On 2023-03-22 07:08, Ondřej Surý via lttng-dev wrote:
Hi,

the documentation is pretty silent on this, and asking here is probably going 
to be faster
than me trying to use the source to figure this out.

Is it legal to call_rcu() from within the call_rcu() callback?

Yes. call_rcu callbacks can be chained.

Note that you'll need to issue rcu_barrier() on program exit as many times as 
you chained call_rcu callbacks if you intend to make sure no queued callbacks 
still exist on program clean shutdown. See this comment above 
urcu_call_rcu_exit():

 * Teardown the default call_rcu worker thread if there are no queued
 * callbacks on process exit.
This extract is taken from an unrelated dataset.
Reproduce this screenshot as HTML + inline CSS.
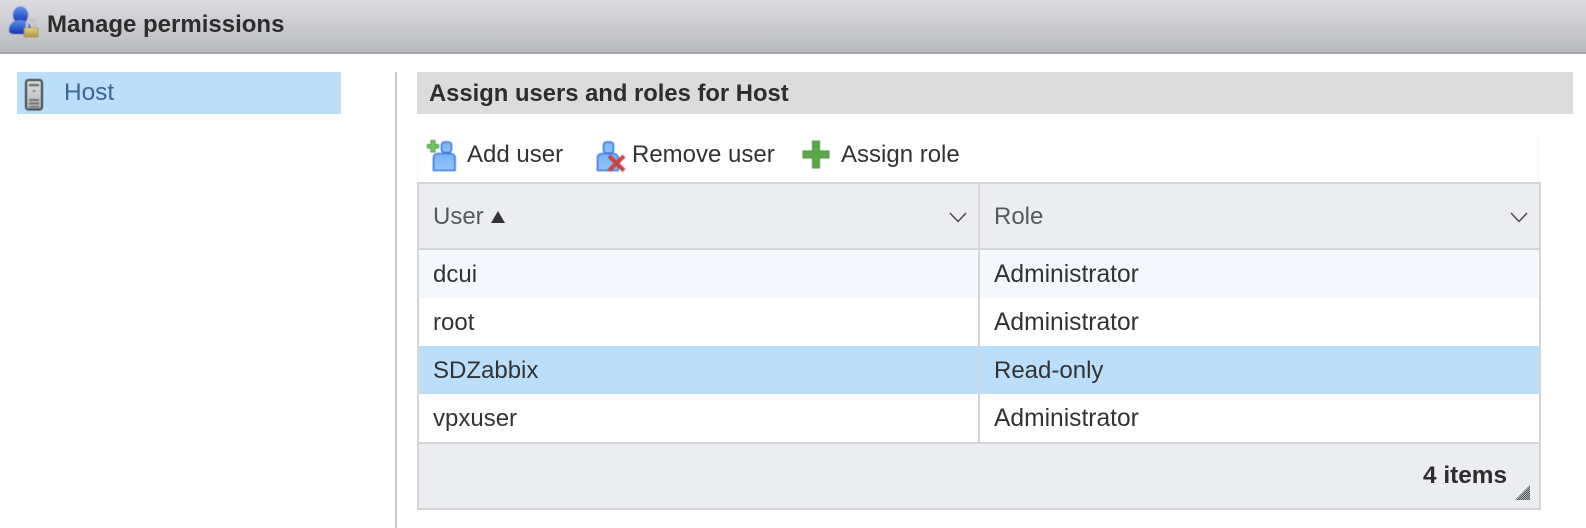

This prevents leaking memory.
 *
 * Here is how an application can ensure graceful teardown of this
 * worker thread:
 *
 * - An application queuing call_rcu callbacks should invoke
 *   rcu_barrier() before it exits.
 * - When chaining call_rcu callbacks, the number of calls to
 *   rcu_barrier() on application exit must match at least the maximum
 *   number of chained callbacks.
 * - If an application chains callbacks endlessly, it would have to be
 *   modified to stop chaining callbacks when it detects an application
 *   exit (e.g. with a flag), and wait for quiescence with rcu_barrier()
 *   after setting that flag.
 * - The statements above apply to a library which queues call_rcu
 *   callbacks, only it needs to invoke rcu_barrier in its library
 *   destructor.



What about the other RCU (and CDS) API calls?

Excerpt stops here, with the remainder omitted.